Facebook Created A Product For Kids As Young As 6

It's kid time!

On Monday morning, Facebook unveiled Messenger Kids, a new standalone messaging app on iOS in the US that’s meant for kids as young as 6 years old.

The app’s design is elegant and its privacy features appear thoughtful — kids can only chat with contacts approved by parents — but Facebook has repeatedly proven itself incapable of anticipating the worst of human nature. The company’s move to attract children as users is likely to generate a good deal of scrutiny.

As Messenger Kids debuts, more than a few parents might ask themselves whether they really want their first-graders to use a product created by a company whose core experience has already been gamed by trolls, liars, and a Russian state-sponsored operation meant to sow chaos in US politics and society. It’s also fair to ask whether Messenger Kids is simply another Facebook product intended to grow its user base, and if kids so young (six!) should really be using messaging apps at all.

At a small press briefing in San Francisco last week, Facebook did its best to provide answers to these questions. A product manager detailed the app’s safety precautions: Parents entirely control account creation and contact management in Messenger Kids, he said. And parents can only add contacts for their kids if they themselves are friends with those contacts’ parents on Facebook. Parents manage their kid’s app inside their own Facebook apps. Messenger Kids also has specialized reporting that allows kids to report friends who are being mean, and it notifies parents when these reports are filed. There are also human moderators and filtering software that scan for inappropriate content, such as nude images, and will zap said content right out of the app the moment they detect it. It’s worth noting, however, that Facebook’s moderation efforts have had mixed results.

“It’s such a big, unmet need, and no one has actually done a really good job with apps like this,” Messenger head David Marcus told BuzzFeed News in an interview following the briefing.

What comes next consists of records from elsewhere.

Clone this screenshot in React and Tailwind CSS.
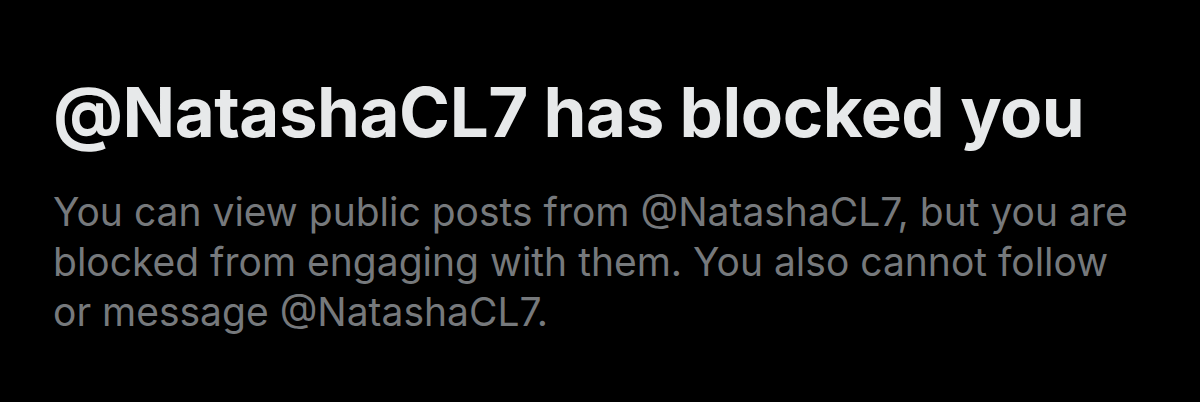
import React from "react";

const App = () => {
  const handle = "@NatashaCL7";

  return (
    <div className="w-[1200px] h-[402px] bg-black overflow-hidden font-['Inter',sans-serif]">
      <div className="pl-[53px] pt-[72px]">
        <h1 className="text-[69px] leading-[80px] font-bold text-[#e7e9ea] tracking-[-0.5px]">
          {handle} has blocked you
        </h1>
        <p className="mt-[35px] text-[39px] leading-[50px] text-[#76797c] whitespace-nowrap">
          You can view public posts from {handle}, but you are
          <br />
          blocked from engaging with them. You also cannot follow
          <br />
          or message {handle}.
        </p>
      </div>
    </div>
  );
};

export default App;
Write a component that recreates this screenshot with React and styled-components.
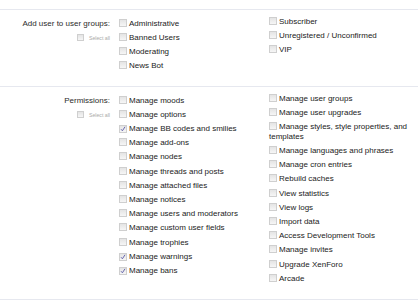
import React from "react";
import styled, { createGlobalStyle } from "styled-components";

const GlobalStyle = createGlobalStyle`
  body {
    margin: 0;
    background: #ffffff;
    font-family: "Liberation Sans", Arial, sans-serif;
  }
`;

const groups = [
  [
    { label: "Administrative" },
    { label: "Banned Users" },
    { label: "Moderating" },
    { label: "News Bot" },
  ],
  [
    { label: "Subscriber" },
    { label: "Unregistered / Unconfirmed" },
    { label: "VIP" },
  ],
];

const permissions = [
  [
    { label: "Manage moods" },
    { label: "Manage options" },
    { label: "Manage BB codes and smilies", checked: true },
    { label: "Manage add-ons" },
    { label: "Manage nodes" },
    { label: "Manage threads and posts" },
    { label: "Manage attached files" },
    { label: "Manage notices" },
    { label: "Manage users and moderators" },
    { label: "Manage custom user fields" },
    { label: "Manage trophies" },
    { label: "Manage warnings", checked: true },
    { label: "Manage bans", checked: true },
  ],
  [
    { label: "Manage user groups" },
    { label: "Manage user upgrades" },
    { label: "Manage styles, style properties, and templates" },
    { label: "Manage languages and phrases" },
    { label: "Manage cron entries" },
    { label: "Rebuild caches" },
    { label: "View statistics" },
    { label: "View logs" },
    { label: "Import data" },
    { label: "Access Development Tools" },
    { label: "Manage invites" },
    { label: "Upgrade XenForo" },
    { label: "Arcade" },
  ],
];

const Box = ({ checked, small }) => (
  <CheckBox $small={small}>
    {checked && (
      <svg width="6" height="6" viewBox="0 0 6 6">
        <path d="M1 3.2 L2.4 4.8 L5 0.8" fill="none" stroke="#5b5ba8" strokeWidth="0.9" />
      </svg>
    )}
  </CheckBox>
);

const Section = ({ title, columns }) => (
  <Row>
    <LabelCell>
      <Title>{title}</Title>
      <SelectAll>
        <Box small />
        <span>Select all</span>
      </SelectAll>
    </LabelCell>
    <Columns>
      {columns.map((col, i) => (
        <List key={i} $shift={i === 1}>
          {col.map((item) => (
            <Item key={item.label}>
              <Box checked={item.checked} />
              {item.label}
            </Item>
          ))}
        </List>
      ))}
    </Columns>
  </Row>
);

const App = () => (
  <>
    <GlobalStyle />
    <Page>
      <Section title="Add user to user groups:" columns={groups} />
      <Section title="Permissions:" columns={permissions} />
    </Page>
  </>
);

export default App;

const Page = styled.div`
  width: 418px;
  padding-top: 9px;
  border-bottom: 1px solid #e6e8ef;
`;

const Row = styled.div`
  display: grid;
  grid-template-columns: 110px 1fr;
  column-gap: 9px;
  padding: 8.5px 0 15.5px;
  border-top: 1px solid #e6e8ef;
`;

const LabelCell = styled.div`
  display: flex;
  flex-direction: column;
  align-items: flex-end;
  gap: 6px;
`;

const Title = styled.div`
  font-size: 8px;
  line-height: 9.4px;
  color: #2b2b2b;
`;

const SelectAll = styled.div`
  display: flex;
  align-items: center;
  gap: 3px;
  font-size: 5.2px;
  line-height: 8px;
  color: #aaa;
`;

const Columns = styled.div`
  display: grid;
  grid-template-columns: 150px 1fr;
  align-items: start;
`;

const List = styled.ul`
  list-style: none;
  margin: ${(p) => (p.$shift ? "-1.5px" : "0")} 0 0;
  padding: 0;
  display: flex;
  flex-direction: column;
  gap: 4.8px;
`;

const Item = styled.li`
  display: block;
  font-size: 8px;
  line-height: 9.4px;
  color: #222;
  padding-right: 6px;
`;

const CheckBox = styled.span`
  box-sizing: border-box;
  display: inline-flex;
  align-items: center;
  justify-content: center;
  vertical-align: ${(p) => (p.$small ? "middle" : "-1px")};
  width: ${(p) => (p.$small ? "7px" : "8px")};
  height: ${(p) => (p.$small ? "7px" : "8px")};
  margin-right: 2px;
  border: 1px solid #cfcfcf;
  background: linear-gradient(#e4e4e4, #f6f6f6);
`;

Though Facebook has pitched growth initiatives as benevolent programs in the past, Marcus took issue with the notion that Messenger Kids could be an attempt to hook Facebook users at an early age. “The goal is not to get kids onto Facebook,” he said. “There’s really no other reason for us to do this than to actually enable kids to communicate with their parents and vice versa, and kids to communicate with their friends within a safe zone that’s controlled by the parents.”

Though it is undeniable that Facebook will benefit from getting young people accustomed to using its products — providing a toehold with a demographic it’s had persistent troubles with — Marcus said there is no “migration plan” to bring children using Messenger Kids onto the core Messenger product.

Messenger Kids will also take into account parents’ desires to limit their kids’ app usage. The team plans to eventually install parental controls that can limit the amount of time kids can spend using it, Marcus said, something that seems to make sense in an era where kids have become so dependent on devices that some parents are punishing them by making them watch TV instead of using their iPads.

At first glance, Messenger Kids appears to give parents and kids what they'd want. Its privacy settings seem careful. It doesn’t appear to be part of a blatant scheme for Facebook to add more users. It doesn’t have ads. Its experience is fun, with creative just-for-kids face filters, like a shark head, and augmented-reality visuals that can turn a room into an aquarium with dolphins. And its creators seem to understand parents’ worries about their children’s screentime.

But concerns over Messenger Kids will likely linger. With more than 2 billion people using its core product and more than 1.3 billion using Messenger, Facebook is so big, and has publicly stumbled so hard, it’s doubtful that even its most altruistic effort would be met without skepticism. Still, Marcus seemed happy to be talking about a new product as opposed to a crisis. “It’s nice,” he said. “Of course it’s nice to talk about product and fixing real problems for people.”